I began my first job as a web professional when I was 19 years  old. I had just moved across the country (central Indiana to Seattle) to  pursue a career in either design or development. I hadn’t quite figured  out which one was going to work out for me at that time. Six months  after I was hired, I was told they’d have to bump me down to part-time  work. A couple weeks later, I quit. I was burnt out, and I told several  people I never wanted to be a web professional ever again.

Seven years later, and I’m about to wrap up my third consecutive year  back in the game. I spent four years working part-time minimum-wage  retail; that’s how much I did not want to be burnt out again.

I handled every aspect of my first job in the worst possible way

I disliked my boss, but I wasn’t forthcoming with my concerns. I  thought I should be getting paid more, but I didn’t ask for a raise or  ask how I could earn one. I didn’t try to get better.
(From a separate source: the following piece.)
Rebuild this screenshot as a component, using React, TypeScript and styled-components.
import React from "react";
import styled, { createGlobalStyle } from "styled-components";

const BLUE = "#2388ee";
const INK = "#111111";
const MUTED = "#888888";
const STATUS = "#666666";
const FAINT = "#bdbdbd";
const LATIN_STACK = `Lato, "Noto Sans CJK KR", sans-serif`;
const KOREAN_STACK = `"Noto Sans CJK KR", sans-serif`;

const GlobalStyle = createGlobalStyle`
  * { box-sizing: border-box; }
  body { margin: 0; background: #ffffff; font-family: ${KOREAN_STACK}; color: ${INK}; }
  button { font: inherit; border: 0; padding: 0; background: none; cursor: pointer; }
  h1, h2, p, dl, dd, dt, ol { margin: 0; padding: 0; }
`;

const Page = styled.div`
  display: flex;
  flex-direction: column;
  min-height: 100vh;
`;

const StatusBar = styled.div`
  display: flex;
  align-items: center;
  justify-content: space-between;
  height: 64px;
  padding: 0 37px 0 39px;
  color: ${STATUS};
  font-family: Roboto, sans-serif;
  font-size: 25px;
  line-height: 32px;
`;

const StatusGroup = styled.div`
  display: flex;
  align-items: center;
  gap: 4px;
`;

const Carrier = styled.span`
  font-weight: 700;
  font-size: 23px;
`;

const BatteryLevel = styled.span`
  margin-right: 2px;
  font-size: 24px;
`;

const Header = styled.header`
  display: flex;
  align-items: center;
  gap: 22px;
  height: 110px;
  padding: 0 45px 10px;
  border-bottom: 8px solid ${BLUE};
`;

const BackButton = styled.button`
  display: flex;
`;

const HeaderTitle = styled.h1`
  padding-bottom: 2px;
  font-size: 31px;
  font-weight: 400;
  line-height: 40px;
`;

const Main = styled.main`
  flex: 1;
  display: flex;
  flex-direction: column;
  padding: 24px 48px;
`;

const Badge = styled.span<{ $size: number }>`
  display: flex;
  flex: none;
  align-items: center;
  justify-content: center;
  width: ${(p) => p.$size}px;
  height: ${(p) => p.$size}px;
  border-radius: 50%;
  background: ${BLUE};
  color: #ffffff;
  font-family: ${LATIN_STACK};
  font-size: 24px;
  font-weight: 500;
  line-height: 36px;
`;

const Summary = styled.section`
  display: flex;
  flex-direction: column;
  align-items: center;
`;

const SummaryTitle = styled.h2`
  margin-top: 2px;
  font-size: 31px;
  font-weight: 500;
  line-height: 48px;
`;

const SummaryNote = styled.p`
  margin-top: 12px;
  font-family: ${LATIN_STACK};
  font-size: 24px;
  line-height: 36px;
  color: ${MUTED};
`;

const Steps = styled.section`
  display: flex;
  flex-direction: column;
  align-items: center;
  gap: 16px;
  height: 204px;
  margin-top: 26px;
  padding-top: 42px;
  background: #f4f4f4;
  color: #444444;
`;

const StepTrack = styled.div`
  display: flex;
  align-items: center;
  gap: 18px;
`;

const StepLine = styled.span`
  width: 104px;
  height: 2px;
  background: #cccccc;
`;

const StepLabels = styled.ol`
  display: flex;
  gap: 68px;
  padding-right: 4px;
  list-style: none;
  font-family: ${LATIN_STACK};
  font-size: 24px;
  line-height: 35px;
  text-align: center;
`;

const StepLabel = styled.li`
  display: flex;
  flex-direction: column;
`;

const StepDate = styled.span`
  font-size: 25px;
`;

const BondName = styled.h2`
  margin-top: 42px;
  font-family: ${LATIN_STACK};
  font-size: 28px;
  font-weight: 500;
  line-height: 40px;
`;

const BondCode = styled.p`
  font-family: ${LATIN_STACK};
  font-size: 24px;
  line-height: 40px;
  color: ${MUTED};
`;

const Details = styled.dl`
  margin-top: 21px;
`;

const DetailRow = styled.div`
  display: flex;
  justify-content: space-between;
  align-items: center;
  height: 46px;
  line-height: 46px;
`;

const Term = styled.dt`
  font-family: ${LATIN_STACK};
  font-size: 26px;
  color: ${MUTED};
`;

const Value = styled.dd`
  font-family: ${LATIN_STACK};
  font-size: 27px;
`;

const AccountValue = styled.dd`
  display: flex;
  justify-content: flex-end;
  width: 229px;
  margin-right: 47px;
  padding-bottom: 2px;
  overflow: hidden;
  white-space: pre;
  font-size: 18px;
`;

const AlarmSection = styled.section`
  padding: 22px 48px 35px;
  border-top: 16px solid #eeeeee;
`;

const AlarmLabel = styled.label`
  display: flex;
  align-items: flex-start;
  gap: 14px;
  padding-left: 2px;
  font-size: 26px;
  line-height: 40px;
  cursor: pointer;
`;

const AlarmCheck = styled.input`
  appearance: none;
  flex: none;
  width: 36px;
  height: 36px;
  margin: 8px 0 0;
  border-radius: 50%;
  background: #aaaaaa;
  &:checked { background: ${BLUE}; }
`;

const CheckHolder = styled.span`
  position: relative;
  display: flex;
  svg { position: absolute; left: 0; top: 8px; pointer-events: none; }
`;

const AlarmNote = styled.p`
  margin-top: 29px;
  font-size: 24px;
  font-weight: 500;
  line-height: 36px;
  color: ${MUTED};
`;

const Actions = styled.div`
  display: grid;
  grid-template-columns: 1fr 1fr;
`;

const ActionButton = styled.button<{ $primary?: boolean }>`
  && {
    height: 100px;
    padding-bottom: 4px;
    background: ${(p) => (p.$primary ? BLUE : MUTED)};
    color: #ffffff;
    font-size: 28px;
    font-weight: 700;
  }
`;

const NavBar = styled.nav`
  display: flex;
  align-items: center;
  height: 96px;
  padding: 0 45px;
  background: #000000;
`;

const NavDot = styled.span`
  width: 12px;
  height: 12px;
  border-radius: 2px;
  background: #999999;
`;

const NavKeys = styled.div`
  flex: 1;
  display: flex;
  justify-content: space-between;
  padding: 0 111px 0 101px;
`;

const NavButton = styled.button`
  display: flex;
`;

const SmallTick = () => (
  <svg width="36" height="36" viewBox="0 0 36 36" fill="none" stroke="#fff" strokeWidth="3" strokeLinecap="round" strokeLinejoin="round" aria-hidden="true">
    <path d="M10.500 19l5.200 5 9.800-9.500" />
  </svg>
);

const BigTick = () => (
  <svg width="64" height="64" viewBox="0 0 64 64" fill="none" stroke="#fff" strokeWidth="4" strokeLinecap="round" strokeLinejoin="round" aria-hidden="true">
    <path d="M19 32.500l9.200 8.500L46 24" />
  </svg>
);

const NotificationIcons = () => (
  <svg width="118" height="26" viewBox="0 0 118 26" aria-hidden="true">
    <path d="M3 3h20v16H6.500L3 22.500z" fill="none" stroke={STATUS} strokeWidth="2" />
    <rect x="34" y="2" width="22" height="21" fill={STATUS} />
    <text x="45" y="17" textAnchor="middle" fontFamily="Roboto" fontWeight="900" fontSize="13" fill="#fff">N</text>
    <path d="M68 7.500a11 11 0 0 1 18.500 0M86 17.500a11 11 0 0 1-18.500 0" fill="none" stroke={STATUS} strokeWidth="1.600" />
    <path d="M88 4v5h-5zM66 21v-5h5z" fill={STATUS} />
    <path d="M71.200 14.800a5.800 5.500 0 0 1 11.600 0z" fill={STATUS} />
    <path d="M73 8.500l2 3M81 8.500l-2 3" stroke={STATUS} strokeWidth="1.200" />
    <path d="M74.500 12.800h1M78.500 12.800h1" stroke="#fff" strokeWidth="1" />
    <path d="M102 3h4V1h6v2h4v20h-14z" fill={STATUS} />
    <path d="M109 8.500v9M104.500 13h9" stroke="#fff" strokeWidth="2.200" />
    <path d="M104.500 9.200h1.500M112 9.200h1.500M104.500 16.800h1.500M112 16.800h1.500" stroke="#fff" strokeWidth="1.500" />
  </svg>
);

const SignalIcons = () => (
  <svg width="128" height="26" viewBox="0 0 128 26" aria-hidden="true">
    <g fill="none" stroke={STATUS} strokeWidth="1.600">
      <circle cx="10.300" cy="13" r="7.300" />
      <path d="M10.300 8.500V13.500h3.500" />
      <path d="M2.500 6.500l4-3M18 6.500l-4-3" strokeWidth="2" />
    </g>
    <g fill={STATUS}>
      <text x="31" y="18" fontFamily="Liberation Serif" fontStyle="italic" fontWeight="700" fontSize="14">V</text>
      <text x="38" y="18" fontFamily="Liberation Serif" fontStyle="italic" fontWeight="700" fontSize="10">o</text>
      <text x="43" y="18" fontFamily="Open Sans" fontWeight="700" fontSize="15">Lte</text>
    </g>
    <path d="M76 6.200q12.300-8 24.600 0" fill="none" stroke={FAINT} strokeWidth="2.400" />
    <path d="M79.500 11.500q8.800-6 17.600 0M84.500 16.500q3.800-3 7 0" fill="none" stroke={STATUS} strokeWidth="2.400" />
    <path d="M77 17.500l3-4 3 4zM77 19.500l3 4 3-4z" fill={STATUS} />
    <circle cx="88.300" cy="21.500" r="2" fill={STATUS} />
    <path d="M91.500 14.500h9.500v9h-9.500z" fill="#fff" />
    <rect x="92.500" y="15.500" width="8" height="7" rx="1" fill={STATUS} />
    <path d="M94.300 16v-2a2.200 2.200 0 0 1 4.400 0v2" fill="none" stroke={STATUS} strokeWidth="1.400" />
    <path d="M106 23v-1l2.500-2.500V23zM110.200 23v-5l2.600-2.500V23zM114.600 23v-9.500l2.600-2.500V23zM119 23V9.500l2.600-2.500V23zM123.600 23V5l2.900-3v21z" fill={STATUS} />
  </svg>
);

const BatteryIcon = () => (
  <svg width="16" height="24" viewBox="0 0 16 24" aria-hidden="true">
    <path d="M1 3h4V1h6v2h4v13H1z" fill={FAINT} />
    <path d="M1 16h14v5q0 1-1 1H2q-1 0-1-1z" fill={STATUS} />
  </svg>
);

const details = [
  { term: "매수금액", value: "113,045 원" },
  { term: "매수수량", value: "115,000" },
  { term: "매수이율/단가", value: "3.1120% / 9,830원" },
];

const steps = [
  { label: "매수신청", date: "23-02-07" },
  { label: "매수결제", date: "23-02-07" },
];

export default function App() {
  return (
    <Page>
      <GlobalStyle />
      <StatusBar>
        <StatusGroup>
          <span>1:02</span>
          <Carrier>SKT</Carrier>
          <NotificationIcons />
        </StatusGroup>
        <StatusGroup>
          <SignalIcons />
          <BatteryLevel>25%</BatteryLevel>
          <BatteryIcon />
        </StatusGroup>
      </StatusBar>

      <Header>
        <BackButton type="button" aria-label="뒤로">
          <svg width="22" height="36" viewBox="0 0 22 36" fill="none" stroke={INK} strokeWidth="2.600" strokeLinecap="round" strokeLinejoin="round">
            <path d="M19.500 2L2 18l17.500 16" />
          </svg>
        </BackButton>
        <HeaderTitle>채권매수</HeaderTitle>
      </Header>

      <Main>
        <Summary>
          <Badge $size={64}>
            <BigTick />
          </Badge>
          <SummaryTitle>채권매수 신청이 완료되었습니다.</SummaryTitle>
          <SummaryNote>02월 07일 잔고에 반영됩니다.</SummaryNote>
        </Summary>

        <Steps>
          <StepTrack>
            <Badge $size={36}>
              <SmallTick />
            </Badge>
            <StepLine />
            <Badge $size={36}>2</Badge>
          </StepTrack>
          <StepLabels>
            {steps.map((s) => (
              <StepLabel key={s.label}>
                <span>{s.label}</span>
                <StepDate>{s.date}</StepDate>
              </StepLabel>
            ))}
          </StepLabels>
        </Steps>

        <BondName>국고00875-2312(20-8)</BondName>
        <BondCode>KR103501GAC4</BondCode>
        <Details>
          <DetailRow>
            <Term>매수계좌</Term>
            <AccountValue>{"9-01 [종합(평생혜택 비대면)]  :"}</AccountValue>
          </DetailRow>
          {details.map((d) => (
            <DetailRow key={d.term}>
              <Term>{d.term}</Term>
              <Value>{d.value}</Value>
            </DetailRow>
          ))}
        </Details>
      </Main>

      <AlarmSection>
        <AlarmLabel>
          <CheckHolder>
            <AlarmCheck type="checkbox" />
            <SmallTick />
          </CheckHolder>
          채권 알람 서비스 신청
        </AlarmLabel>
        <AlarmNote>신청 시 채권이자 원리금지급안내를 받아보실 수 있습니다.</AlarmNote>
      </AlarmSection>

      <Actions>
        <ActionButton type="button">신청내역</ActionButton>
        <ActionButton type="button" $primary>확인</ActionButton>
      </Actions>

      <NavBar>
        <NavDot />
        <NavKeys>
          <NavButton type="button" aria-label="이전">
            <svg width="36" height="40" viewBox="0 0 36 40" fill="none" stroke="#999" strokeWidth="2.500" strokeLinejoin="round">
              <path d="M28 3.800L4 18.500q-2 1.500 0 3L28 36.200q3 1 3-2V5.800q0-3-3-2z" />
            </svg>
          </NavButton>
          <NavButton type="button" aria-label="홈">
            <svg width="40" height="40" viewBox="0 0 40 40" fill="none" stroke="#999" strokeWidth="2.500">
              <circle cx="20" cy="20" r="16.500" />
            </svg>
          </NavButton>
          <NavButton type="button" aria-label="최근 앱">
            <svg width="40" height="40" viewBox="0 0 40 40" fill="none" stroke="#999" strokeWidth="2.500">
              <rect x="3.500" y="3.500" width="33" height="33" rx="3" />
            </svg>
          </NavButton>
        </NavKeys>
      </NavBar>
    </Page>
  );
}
I failed to have hobbies outside of work. I didn’t do anything  outside of work, and I lacked a local social network because of that. I  would come home from work, sit around on the computer, watch television,  and go to bed. Then I would wake up and do the same thing the next day.  Nothing I did outside of work was fulfilling in the least. I was also  restricted to taking the (admittedly, great) Seattle transit system  anywhere I wanted to go. That meant no late nights out, because the  busses stopped running around 11pm or midnight.

How I’m doing it now

Whenever I’m unhappy with something at work, I let people know.  Thankfully, I have great managers who want to work with me and help me  grow and learn new things. I am paid what I am worth, and that goes a  long way. (Even if I’m not much of a material person, it’s great to know  I’m valued.)
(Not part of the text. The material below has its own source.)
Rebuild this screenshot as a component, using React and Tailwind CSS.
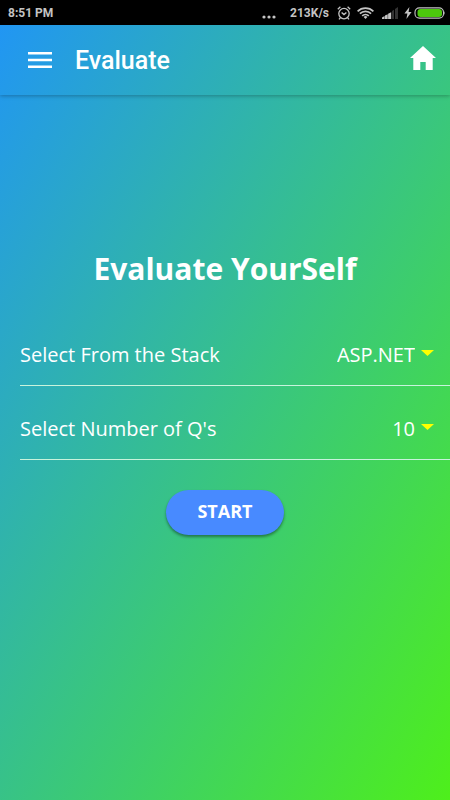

I have hobbies outside of work that I look forward to improving upon.  I train my two dogs, help other people train their dogs, play board  games with my friends, attend meetups, go hiking and camping. None of  these things are expensive for me (by volunteering with the dog training  facility, I’m able to take classes for free), but they make my “free  time” outside of work so much more rewarding. Having conflicting  interests actually made me feel less stressed and burnt out.
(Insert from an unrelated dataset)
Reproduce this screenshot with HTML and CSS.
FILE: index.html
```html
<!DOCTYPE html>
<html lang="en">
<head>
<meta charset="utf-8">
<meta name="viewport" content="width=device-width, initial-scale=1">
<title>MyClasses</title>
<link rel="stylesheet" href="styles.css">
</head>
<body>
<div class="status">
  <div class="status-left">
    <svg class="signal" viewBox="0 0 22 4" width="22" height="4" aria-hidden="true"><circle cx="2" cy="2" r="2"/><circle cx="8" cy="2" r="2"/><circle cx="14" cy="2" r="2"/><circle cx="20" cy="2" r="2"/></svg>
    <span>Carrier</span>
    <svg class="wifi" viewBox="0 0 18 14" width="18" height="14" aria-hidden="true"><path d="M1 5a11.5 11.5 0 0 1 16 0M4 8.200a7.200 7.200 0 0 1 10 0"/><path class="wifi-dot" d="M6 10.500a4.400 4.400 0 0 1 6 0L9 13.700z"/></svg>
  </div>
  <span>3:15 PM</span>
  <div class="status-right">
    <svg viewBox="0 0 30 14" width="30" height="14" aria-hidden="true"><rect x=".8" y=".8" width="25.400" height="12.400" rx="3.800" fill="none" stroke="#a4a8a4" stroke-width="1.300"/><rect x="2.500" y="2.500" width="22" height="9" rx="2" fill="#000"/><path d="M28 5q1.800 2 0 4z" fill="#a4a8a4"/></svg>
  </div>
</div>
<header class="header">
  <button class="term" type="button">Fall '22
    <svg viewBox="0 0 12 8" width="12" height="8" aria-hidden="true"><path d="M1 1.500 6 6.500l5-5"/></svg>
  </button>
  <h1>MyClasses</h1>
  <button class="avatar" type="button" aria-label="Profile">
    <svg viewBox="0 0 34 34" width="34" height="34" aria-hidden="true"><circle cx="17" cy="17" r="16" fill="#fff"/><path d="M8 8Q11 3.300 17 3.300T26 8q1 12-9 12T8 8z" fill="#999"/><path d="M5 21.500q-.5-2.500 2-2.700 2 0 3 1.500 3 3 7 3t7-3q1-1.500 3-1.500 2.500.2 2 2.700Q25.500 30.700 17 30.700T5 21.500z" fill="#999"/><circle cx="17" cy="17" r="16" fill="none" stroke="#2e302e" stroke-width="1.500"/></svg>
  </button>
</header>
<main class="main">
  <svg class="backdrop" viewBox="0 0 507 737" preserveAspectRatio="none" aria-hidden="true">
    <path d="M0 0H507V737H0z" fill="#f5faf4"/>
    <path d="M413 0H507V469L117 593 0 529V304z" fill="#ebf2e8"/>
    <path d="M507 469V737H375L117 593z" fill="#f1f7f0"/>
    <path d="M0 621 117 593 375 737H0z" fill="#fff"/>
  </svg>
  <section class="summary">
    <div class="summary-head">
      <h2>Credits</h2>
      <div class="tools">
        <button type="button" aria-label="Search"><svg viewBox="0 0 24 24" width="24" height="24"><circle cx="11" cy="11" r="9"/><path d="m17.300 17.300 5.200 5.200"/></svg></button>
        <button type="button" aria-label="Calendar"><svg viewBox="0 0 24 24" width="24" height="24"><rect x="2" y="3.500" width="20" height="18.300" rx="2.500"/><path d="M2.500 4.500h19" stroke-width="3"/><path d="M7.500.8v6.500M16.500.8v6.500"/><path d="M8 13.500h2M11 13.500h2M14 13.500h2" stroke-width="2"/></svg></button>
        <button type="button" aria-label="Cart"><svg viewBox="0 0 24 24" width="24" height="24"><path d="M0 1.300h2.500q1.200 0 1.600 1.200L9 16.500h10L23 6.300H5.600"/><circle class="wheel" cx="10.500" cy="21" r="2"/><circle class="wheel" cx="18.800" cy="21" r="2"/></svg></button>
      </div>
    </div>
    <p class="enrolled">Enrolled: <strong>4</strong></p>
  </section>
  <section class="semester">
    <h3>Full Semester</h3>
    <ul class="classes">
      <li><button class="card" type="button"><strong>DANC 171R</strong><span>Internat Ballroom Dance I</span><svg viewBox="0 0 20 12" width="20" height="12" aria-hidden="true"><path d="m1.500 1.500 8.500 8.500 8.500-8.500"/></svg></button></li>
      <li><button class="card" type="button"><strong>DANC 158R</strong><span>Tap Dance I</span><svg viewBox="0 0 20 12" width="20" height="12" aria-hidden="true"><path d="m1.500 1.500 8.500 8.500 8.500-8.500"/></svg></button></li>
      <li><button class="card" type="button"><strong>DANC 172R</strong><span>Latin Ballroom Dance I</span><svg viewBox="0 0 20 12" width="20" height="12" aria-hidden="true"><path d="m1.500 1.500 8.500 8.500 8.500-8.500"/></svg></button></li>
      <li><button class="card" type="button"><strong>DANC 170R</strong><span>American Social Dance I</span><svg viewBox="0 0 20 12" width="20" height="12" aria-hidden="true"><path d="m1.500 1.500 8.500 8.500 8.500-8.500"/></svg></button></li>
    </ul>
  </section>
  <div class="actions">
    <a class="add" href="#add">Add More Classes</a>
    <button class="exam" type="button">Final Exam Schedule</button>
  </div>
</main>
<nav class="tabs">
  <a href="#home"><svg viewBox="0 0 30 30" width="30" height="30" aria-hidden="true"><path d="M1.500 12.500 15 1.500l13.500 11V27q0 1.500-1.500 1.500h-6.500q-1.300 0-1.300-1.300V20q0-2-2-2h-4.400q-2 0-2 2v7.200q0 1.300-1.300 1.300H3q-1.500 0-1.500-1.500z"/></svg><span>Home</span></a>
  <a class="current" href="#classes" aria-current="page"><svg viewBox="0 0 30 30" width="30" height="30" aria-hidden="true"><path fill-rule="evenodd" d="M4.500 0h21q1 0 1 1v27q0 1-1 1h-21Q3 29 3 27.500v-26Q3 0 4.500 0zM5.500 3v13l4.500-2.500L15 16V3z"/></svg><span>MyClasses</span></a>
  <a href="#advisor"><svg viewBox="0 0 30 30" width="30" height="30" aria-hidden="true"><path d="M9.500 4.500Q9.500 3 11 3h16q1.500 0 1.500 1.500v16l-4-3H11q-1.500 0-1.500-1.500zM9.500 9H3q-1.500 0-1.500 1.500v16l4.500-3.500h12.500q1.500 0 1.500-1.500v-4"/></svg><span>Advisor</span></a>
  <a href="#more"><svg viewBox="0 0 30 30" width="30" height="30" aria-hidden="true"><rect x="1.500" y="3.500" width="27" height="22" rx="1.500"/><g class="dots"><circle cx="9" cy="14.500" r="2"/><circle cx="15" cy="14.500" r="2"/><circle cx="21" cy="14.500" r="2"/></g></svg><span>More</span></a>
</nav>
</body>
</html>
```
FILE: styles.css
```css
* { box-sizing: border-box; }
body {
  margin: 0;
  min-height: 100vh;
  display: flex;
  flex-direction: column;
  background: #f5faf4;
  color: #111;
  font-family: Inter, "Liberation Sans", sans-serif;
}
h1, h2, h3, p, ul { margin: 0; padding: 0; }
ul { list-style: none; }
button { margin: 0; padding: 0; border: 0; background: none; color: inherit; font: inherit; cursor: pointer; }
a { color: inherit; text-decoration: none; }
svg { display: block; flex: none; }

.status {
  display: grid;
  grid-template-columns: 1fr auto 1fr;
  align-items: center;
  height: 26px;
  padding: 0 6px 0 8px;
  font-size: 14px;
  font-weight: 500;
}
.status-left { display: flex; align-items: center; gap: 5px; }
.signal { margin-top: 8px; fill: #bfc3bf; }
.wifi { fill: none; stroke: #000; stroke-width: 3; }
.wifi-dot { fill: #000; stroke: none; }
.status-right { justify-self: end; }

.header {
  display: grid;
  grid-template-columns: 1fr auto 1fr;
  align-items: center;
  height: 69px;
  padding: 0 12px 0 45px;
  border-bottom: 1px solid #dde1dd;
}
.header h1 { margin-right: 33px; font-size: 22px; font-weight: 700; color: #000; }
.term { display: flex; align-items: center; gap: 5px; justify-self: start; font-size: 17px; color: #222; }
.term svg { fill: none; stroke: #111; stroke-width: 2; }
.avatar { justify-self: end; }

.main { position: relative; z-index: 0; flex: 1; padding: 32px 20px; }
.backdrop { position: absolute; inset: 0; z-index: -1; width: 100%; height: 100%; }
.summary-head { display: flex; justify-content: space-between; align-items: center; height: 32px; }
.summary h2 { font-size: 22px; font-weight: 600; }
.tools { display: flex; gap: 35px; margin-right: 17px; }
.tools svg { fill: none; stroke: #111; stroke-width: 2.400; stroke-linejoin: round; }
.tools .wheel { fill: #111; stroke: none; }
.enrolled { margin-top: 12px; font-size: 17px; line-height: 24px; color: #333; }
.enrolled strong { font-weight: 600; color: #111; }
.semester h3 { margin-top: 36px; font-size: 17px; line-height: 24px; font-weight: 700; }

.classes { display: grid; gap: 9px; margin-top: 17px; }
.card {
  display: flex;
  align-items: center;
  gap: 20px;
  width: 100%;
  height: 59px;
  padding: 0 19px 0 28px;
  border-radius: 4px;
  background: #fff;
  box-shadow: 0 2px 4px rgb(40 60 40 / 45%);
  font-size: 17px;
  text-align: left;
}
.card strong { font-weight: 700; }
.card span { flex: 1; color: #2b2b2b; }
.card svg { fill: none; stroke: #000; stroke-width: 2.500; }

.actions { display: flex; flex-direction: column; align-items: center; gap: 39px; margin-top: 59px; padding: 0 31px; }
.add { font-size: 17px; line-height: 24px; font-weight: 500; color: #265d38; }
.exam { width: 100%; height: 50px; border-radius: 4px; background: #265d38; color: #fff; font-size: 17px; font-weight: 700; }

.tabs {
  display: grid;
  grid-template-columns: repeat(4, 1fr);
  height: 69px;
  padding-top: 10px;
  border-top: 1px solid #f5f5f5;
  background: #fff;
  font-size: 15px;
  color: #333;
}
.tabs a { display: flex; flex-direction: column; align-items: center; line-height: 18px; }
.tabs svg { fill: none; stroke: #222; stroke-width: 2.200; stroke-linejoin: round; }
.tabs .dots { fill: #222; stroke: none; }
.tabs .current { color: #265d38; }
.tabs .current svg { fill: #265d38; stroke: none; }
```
What exactly is “free time”?

Unfortunately, time isn’t actually free. We get a set amount each  day, and we have to decide how to use it. None of my time is free. Even  if I’m watching a movie, that time goes into enjoying that movie (or  feeling like I’ve wasted time on watching a terrible one). If I spend my  time playing with my dogs, I’ve used it wisely, because we’re all  happier for it. If I spend my time sitting in front of Reddit for three  hours, I may or may not have wasted time, but I’ll bet that I could have  used that time a little better. I think what people really mean by  “free time,” is “me time.” Time to work on hobbies, personal interests,  and whatever else you fancy that isn’t strictly required.